CHICAGO, Oct 30 - Captains of industry from major grain consuming and exporting countries are assembling in New Orleans, Louisiana, for two conferences next week to assess the impact of the global recession on the sector.
Participants at the Global Soybean and Grain Transportation Conference that begins on Nov. 3 and the Soya and Oilseed Summit which follows will also discuss a range of issues from transportation to production to agribusiness.
The gathering comes at a time when major grain countries like the United States and China are showing signs of pulling out of a crippling recession that dented world trade.
Economic and environmental sustainability in the years ahead will also be key topics of discussion along with issues surrounding global food and feed safety.
Representatives from major trading houses, top agriculture and food companies, producer associations, and the shipping industry will be in attendance.
"The agriculture and agricultural transportation industries are now starting to look at working their way out of the economic slump, trying to forecast what kind of investment is needed around the world," said Joe Jordan, content director for conference organizer Soyatech.
"The industry is thinking about infrastructure and where there is going to be increased demand, particularly how to meet the ever-increasing, ever-insatiable Chinese demand and to a somewhat lesser extent in India and throughout southeast Asia," Jordan said.

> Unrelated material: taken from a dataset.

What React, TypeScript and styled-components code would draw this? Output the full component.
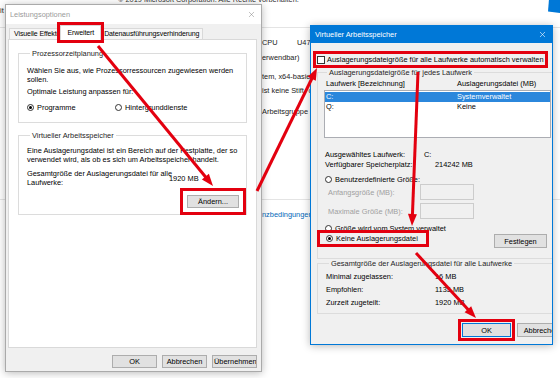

Rising demand for raw materials from the developing countries, most notably China, helped to drive grain and soybean prices to record highs last year.
Grain prices retreated amid the global economic slump but have yet to revisit levels seen before the 2008 commodities boom, even as top exporter the United States and several other key suppliers produce record- or near-record-large crops.
CHINA IN FOCUS
Grain exporters remain keenly focused on China, the world's top soybean importer, which has imported record amounts of the oilseed this year. Drought-hit corn production has some traders wondering if China could seek imported supplies in 2010.
Exporters are also gauging needs in other countries as disappointing monsoon rains have cut crop output in India and adverse weather elsewhere in Asia spurred demand for imports.
Food and feed safety remain hot topics for producers and exporters, with a focus on the European Union after shipments of U.S. soybeans and soy products were refused entry this year amid traces of unapproved types of genetically modified corn.
U.S. soy shipments to the bloc have been essentially nil despite feed industry pleas to relax the zero tolerance rules.
Several genetically modified crops have been approved by the EU, but expanding use of seeds "stacked" with several of those traits in one may present future hurdles.
Experts will also give their outlook for world oilseed and edible oil supplies and demand amid a growing global population and rising hunger in the developing world.
The United Nations' Food and Agriculture Organization has said that the number of chronically hungry around the globe grew to more than 1 billion this year and that the world will need to produce 70 percent more food by 2050 to meet demand.